_What you need to do_
Every line below that mentions the word "page" should be copied out.

_Raw data_
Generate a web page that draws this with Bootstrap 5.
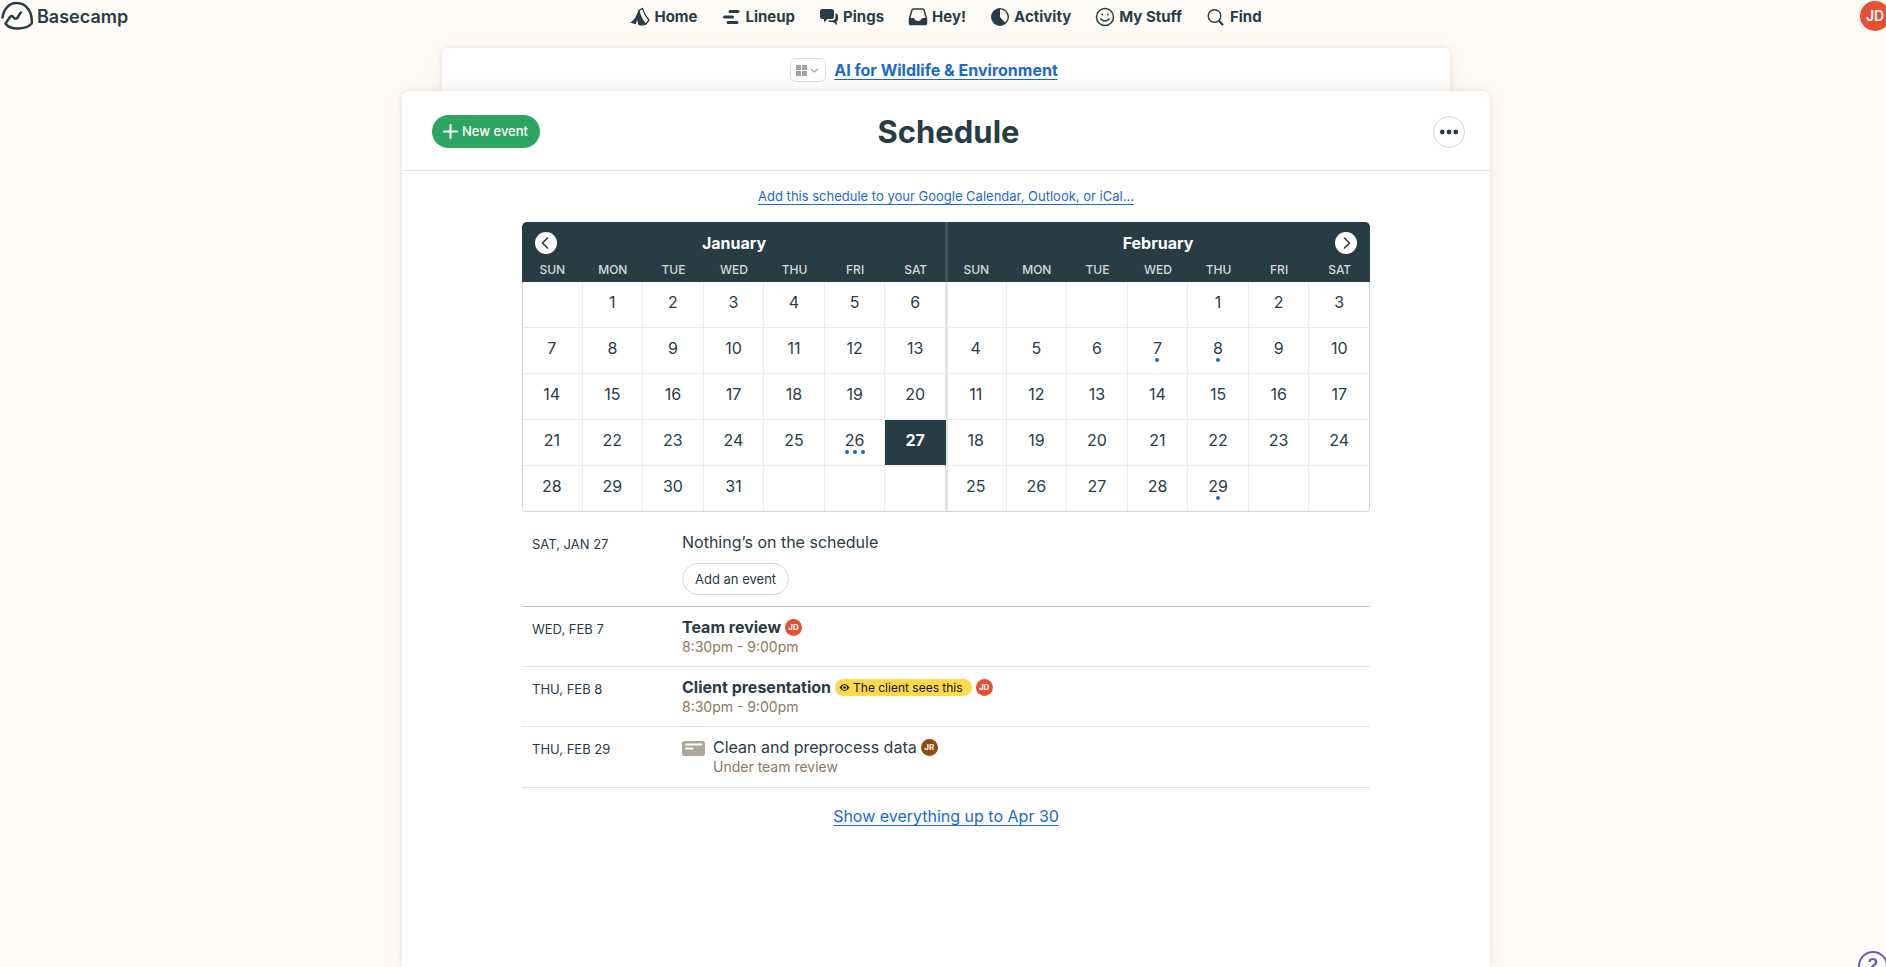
<!DOCTYPE html>
<html lang="en">
<head>
<meta charset="utf-8">
<meta name="viewport" content="width=device-width, initial-scale=1">
<title>Schedule</title>
<link href="https://cdn.jsdelivr.net/npm/bootstrap@5.3.0/dist/css/bootstrap.min.css" rel="stylesheet">
<style>
:root{--ink:#283c46;--blue:#1b6ac9;--tan:#8b795d;--rule:#e3e3da}
body{font-family:Inter,"Liberation Sans",sans-serif;font-size:16px;line-height:20px;color:var(--ink);background:#fffcf8;overflow-x:hidden}
a{color:var(--blue);text-underline-offset:3px}
/* the page is a touch wider than the window, so its right edge is clipped */
.page-wrap{width:calc(100% + 6px);min-height:100vh}
.topbar{height:32px}
.topbar a{color:var(--ink);text-decoration:none}
.brand{font-size:18px;font-weight:600;padding-left:1px;gap:3px}
.brand span{padding-top:2px}
.main-links{font-size:15px;font-weight:700;gap:24px;padding-top:2px}
.main-links a{gap:4px}
.main-links svg{width:20px;height:20px}
.side{flex:1 1 0}
.face{display:inline-flex;align-items:center;justify-content:center;border-radius:50%;background:#e64f33;color:#fff;font-weight:600}
.face-lg{width:30px;height:30px;font-size:14px;margin-right:2px}
.face-sm{width:17px;height:17px;font-size:8px;font-weight:700;line-height:17px}
.face-brown{background:#8f4a0f}
.sheet{background:#fff;box-shadow:0 0 4px rgba(90,60,30,.12),0 2px 24px rgba(120,50,20,.09)}
.sheet-back{max-width:1008px;height:43px;margin-top:16px;border-radius:5px 5px 0 0}
.sheet-front{position:relative;max-width:1088px;min-height:calc(100vh - 91px);border-radius:7px 7px 0 0}
.project-menu{width:36px;height:24px;border:1px solid #dedede;border-radius:6px;background:#fff}
.project-link{font-weight:700}
.sheet-head{height:80px;padding:2px 25px 0 30px;border-bottom:1px solid var(--rule)}
.sheet-head h1{font-size:31px;line-height:40px;font-weight:700}
.btn-new{height:33px;background:#2da562;color:#fff;font-size:13px;font-weight:500;gap:4px;padding:0 12px 0 11px}
.btn-new:hover{background:#258c52;color:#fff}
.btn-more{width:32px;height:32px;background:#fff;border:1px solid #d6d6d6}
.content{max-width:848px}
.subscribe{font-size:13px;line-height:20px;padding:15px 0 16px}
.calendar{position:relative;height:290px}
.calendar::after{content:"";position:absolute;inset:60px 0 0 0;border:1px solid #d5d5d5;border-top:0;border-radius:0 0 5px 5px;pointer-events:none}
.month{width:50%;table-layout:fixed;border-collapse:separate;border-spacing:0;text-align:center}
.month caption{caption-side:top;padding:0;height:36px;line-height:42px;font-weight:700;color:#fff;background:var(--ink);text-align:center}
.month th{height:24px;padding:0;background:var(--ink);color:#d6dadc;font-size:12px;line-height:24px;font-weight:500}
.month td{height:46px;padding:10px 0 0;vertical-align:top;border-right:1px solid #ededed;border-bottom:1px solid #ededed}
.month td:last-child{border-right-color:transparent}
.month a{color:inherit;text-decoration:none;display:block}
.jan caption{border-radius:5px 0 0 0;box-shadow:inset -1px 0 #40525b}
.jan th:last-child{box-shadow:inset -1px 0 #40525b}
.jan td:last-child{border-right-color:#e3e3e3}
.feb caption{border-radius:0 5px 0 0;box-shadow:inset 2px 0 #40525b}
.feb th:first-child{box-shadow:inset 2px 0 #40525b}
.feb td:first-child{box-shadow:inset 2px 0 #e3e3e3}
.jan td.today{background:var(--ink);border-right-color:var(--ink);color:#fff;font-weight:700}
.dots{display:flex;justify-content:center;gap:4px}
.dots i{width:4px;height:4px;border-radius:50%;background:var(--blue)}
.step{position:absolute;top:10px;width:22px;height:22px;border:0;border-radius:50%;background:#fff;padding:0;z-index:1}
.step-prev{left:13px}
.step-next{right:13px}
.agenda-row{border-bottom:1px solid var(--rule);height:60px;padding-top:10px}
.agenda-row.first-day{height:95px;padding-top:20px;border-bottom-color:#c8c1ae}
.agenda-row.last-day{height:61px}
.agenda-date{width:160px;padding:3px 0 0 10px;font-size:13px;line-height:18px}
.agenda-title{line-height:20px;gap:4px}
.agenda-title strong{font-weight:700}
.agenda-sub{font-size:14px;line-height:20px;color:var(--tan)}
.btn-add{height:32px;margin-top:11px;border:1px solid #d6d6d6;font-size:13px;font-weight:400;line-height:18px;padding:0 12px;color:var(--ink);background:#fff}
.client-tag{height:17px;border-radius:9px;background:#ffd84b;color:#111;font-size:12px;line-height:17px;gap:3px;padding:0 9px 0 4px}
.show-more{padding-top:18px}
.help{position:fixed;right:-2px;bottom:-14px;width:30px;height:30px;border:2px solid #6f5bb5;border-radius:50%;background:#fff;color:#6f5bb5;font-size:20px;font-weight:600;line-height:26px;padding:0}
svg{display:block;flex:none}
</style>
</head>
<body>
<div class="page-wrap d-flex flex-column">
<header class="topbar d-flex">
  <div class="side">
    <a href="#" class="brand d-inline-flex align-items-center">
      <svg width="33" height="32" viewBox="0 0 33 32" fill="none" stroke="#283c46" stroke-width="2.5" stroke-linecap="round" stroke-linejoin="round"><path d="M1.500 17.500C3 8 9 3 15.500 3c10 0 16 9 15.300 20.500C27 27.500 22 28.500 17 28.500c-5.500 0-10-1.200-12.500-5 2-2.500 4-7 6-7.500 2.200-.3 2.300 3.200 4.500 2.800 2.200-.5 3-5 5-6.300"/></svg>
      <span>Basecamp</span></a>
  </div>
  <nav class="main-links d-flex align-items-center" aria-label="Main">
    <a href="#" class="d-flex align-items-center"><svg viewBox="0 0 20 20"><path fill="#283c46" d="M8.200 4.500 5.300 10.500C3.800 13 2 14.500 0 15.500l3.300 1 2.500.8 1.300-4.500 1.300 5.200 4.200.8L10 12.500z"/><path fill="none" stroke="#283c46" stroke-width="1.300" stroke-linejoin="round" d="m8.500 3.800 4-2.400c1.500 4.600 3.500 8.600 6.500 11.600l-3.500 4.500"/><path fill="#283c46" d="M7.800 3.500 9.500 3c1 5.500 3.200 10 7 14.300l-3.500 1.500C9.500 14.500 8 9.500 7.800 3.500z"/></svg>Home</a>
    <a href="#" class="d-flex align-items-center"><svg viewBox="0 0 20 20" stroke="#283c46" stroke-width="3" stroke-linecap="round"><path d="M9 4.500h8M3.500 10h8M7 15.500h9"/></svg>Lineup</a>
    <a href="#" class="d-flex align-items-center"><svg viewBox="0 0 20 20" fill="#283c46"><path d="M3.500 2h9Q15 2 15 4.500v5q0 2.500-2.500 2.500H8.500L5 15.500V12H3.500Q1 12 1 9.500v-5Q1 2 3.500 2z"/><path d="M16.500 6q2.500.8 2.500 3v3q0 2-1.500 2.500L18 18l-4-3h-3q-1.500 0-2-1.500h4q3.500 0 3.500-4z"/></svg>Pings</a>
    <a href="#" class="d-flex align-items-center"><svg viewBox="0 0 20 20"><path fill="none" stroke="#283c46" stroke-width="1.500" stroke-linejoin="round" d="M1.500 11.500 4 3q.3-1 1.300-1h9.400q1 0 1.300 1l2.500 8.500v5q0 1-1 1h-15q-1 0-1-1z"/><path fill="#283c46" d="M1.500 11H6q1 3 4 3t4-3h4.500v5.500q0 1-1 1h-15q-1 0-1-1z"/></svg>Hey!</a>
    <a href="#" class="d-flex align-items-center"><svg viewBox="0 0 20 20"><circle cx="10" cy="10" r="8.300" fill="#283c46" stroke="#283c46" stroke-width="1.400"/><path fill="#fffcf8" d="M10 2.500a7.500 7.500 0 0 1 5 13L10 10z"/></svg>Activity</a>
    <a href="#" class="d-flex align-items-center"><svg viewBox="0 0 20 20" fill="none" stroke="#283c46" stroke-width="1.500" stroke-linecap="round"><circle cx="10" cy="10" r="8.500"/><path d="M5.800 12q4.200 4 8.400 0"/><path stroke-width="2" d="M7.200 7.500v.1M12.800 7.500v.1"/></svg>My Stuff</a>
    <a href="#" class="d-flex align-items-center"><svg viewBox="0 0 20 20" fill="none" stroke="#283c46" stroke-linecap="round"><circle cx="8.500" cy="9" r="6.300" stroke-width="1.400"/><path stroke-width="2.200" d="m13.500 14.500 3 3"/></svg>Find</a>
  </nav>
  <div class="side d-flex justify-content-end align-items-center"><a href="#" class="face face-lg text-white" aria-label="Your account">JD</a></div>
</header>

<div class="sheet sheet-back w-100 mx-auto d-flex align-items-center">
  <div class="side d-flex justify-content-end">
    <button class="project-menu d-flex align-items-center justify-content-center p-0 me-2" aria-label="Project tools">
      <svg width="26" height="14" viewBox="0 0 26 14"><path fill="#a3a3a3" d="M1 2h5v5H1zM7 2h5v5H7zM1 8h5v5H1zM7 8h5v5H7z"/><path fill="none" stroke="#a3a3a3" stroke-width="1.300" d="m16 6 3.500 3L23 6"/></svg>
    </button>
  </div>
  <a href="#" class="project-link">AI for Wildlife &amp; Environment</a>
  <div class="side"></div>
</div>

<main class="sheet sheet-front w-100 mx-auto flex-grow-1">
  <div class="sheet-head d-flex align-items-center">
    <div class="side"><button class="btn btn-new rounded-pill border-0 d-flex align-items-center"><svg width="15" height="15" viewBox="0 0 15 15" stroke="#fff" stroke-width="2" stroke-linecap="round"><path d="M7.500 1v13M1 7.500h13"/></svg>New event</button></div>
    <h1 class="mb-0">Schedule</h1>
    <div class="side d-flex justify-content-end"><button class="btn-more rounded-circle p-0 d-flex align-items-center justify-content-center" aria-label="More options"><svg width="20" height="6" viewBox="0 0 20 6" fill="#283c46"><circle cx="3.300" cy="3" r="2.400"/><circle cx="10" cy="3" r="2.400"/><circle cx="16.700" cy="3" r="2.400"/></svg></button></div>
  </div>

  <div class="content mx-auto">
    <div class="subscribe text-center"><a href="#">Add this schedule to your Google Calendar, Outlook, or iCal…</a></div>

    <section class="calendar d-flex" aria-label="Calendar">
      <button class="step step-prev" aria-label="Previous month"><svg width="22" height="22" viewBox="0 0 22 22" fill="none" stroke="#283c46" stroke-width="1.600" stroke-linecap="round" stroke-linejoin="round"><path d="m12.500 6-5 5 5 5"/></svg></button>
      <button class="step step-next" aria-label="Next month"><svg width="22" height="22" viewBox="0 0 22 22" fill="none" stroke="#283c46" stroke-width="1.600" stroke-linecap="round" stroke-linejoin="round"><path d="m9.500 6 5 5-5 5"/></svg></button>
      <table class="month jan">
        <caption>January</caption>
        <thead><tr><th>SUN</th><th>MON</th><th>TUE</th><th>WED</th><th>THU</th><th>FRI</th><th>SAT</th></tr></thead>
        <tbody>
          <tr><td></td><td>1</td><td>2</td><td>3</td><td>4</td><td>5</td><td>6</td></tr>
          <tr><td>7</td><td>8</td><td>9</td><td>10</td><td>11</td><td>12</td><td>13</td></tr>
          <tr><td>14</td><td>15</td><td>16</td><td>17</td><td>18</td><td>19</td><td>20</td></tr>
          <tr><td>21</td><td>22</td><td>23</td><td>24</td><td>25</td><td><a href="#">26<span class="dots"><i></i><i></i><i></i></span></a></td><td class="today">27</td></tr>
          <tr><td>28</td><td>29</td><td>30</td><td>31</td><td></td><td></td><td></td></tr>
        </tbody>
      </table>
      <table class="month feb">
        <caption>February</caption>
        <thead><tr><th>SUN</th><th>MON</th><th>TUE</th><th>WED</th><th>THU</th><th>FRI</th><th>SAT</th></tr></thead>
        <tbody>
          <tr><td></td><td></td><td></td><td></td><td>1</td><td>2</td><td>3</td></tr>
          <tr><td>4</td><td>5</td><td>6</td><td><a href="#">7<span class="dots"><i></i></span></a></td><td><a href="#">8<span class="dots"><i></i></span></a></td><td>9</td><td>10</td></tr>
          <tr><td>11</td><td>12</td><td>13</td><td>14</td><td>15</td><td>16</td><td>17</td></tr>
          <tr><td>18</td><td>19</td><td>20</td><td>21</td><td>22</td><td>23</td><td>24</td></tr>
          <tr><td>25</td><td>26</td><td>27</td><td>28</td><td><a href="#">29<span class="dots"><i></i></span></a></td><td></td><td></td></tr>
        </tbody>
      </table>
    </section>

    <section aria-label="Agenda">
      <div class="agenda-row first-day d-flex">
        <div class="agenda-date">SAT, JAN 27</div>
        <div><div class="agenda-title">Nothing’s on the schedule</div><button class="btn btn-add rounded-pill">Add an event</button></div>
      </div>
      <div class="agenda-row d-flex">
        <div class="agenda-date">WED, FEB 7</div>
        <div><div class="agenda-title d-flex align-items-center"><strong>Team review</strong><span class="face face-sm">JD</span></div><div class="agenda-sub">8:30pm - 9:00pm</div></div>
      </div>
      <div class="agenda-row d-flex">
        <div class="agenda-date">THU, FEB 8</div>
        <div><div class="agenda-title d-flex align-items-center"><strong>Client presentation</strong><span class="client-tag d-flex align-items-center"><svg width="11" height="9" viewBox="0 0 11 9"><path fill="#111" d="M.5 4.500Q5.500-2.500 10.500 4.500 5.500 11.500.5 4.500z"/><circle cx="5.500" cy="4.500" r="2.500" fill="#ffd84b"/><circle cx="5.500" cy="4.500" r="1.300" fill="#111"/></svg>The client sees this</span><span class="face face-sm">JD</span></div><div class="agenda-sub">8:30pm - 9:00pm</div></div>
      </div>
      <div class="agenda-row last-day d-flex">
        <div class="agenda-date">THU, FEB 29</div>
        <svg class="mt-1 me-2" width="23" height="15" viewBox="0 0 23 15"><rect width="23" height="15" rx="2.500" fill="#aca69d"/><path stroke="#fff" stroke-width="1.800" stroke-linecap="round" d="M4 3.500h15.500"/><path stroke="#fff" stroke-width="2.200" stroke-linecap="round" d="M4 7.500h6.500"/></svg>
        <div><div class="agenda-title d-flex align-items-center"><span>Clean and preprocess data</span><span class="face face-sm face-brown">JR</span></div><div class="agenda-sub">Under team review</div></div>
      </div>
    </section>
    <div class="show-more text-center"><a href="#">Show everything up to Apr 30</a></div>
  </div>
</main>
</div>
<button class="help" aria-label="Help">?</button>
<script src="https://cdn.jsdelivr.net/npm/bootstrap@5.3.0/dist/js/bootstrap.bundle.min.js"></script>
</body>
</html>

_Written answer_
Generate a web page that draws this with Bootstrap 5.
/* the page is a touch wider than the window, so its right edge is clipped */
.page-wrap{width:calc(100% + 6px);min-height:100vh}
<div class="page-wrap d-flex flex-column">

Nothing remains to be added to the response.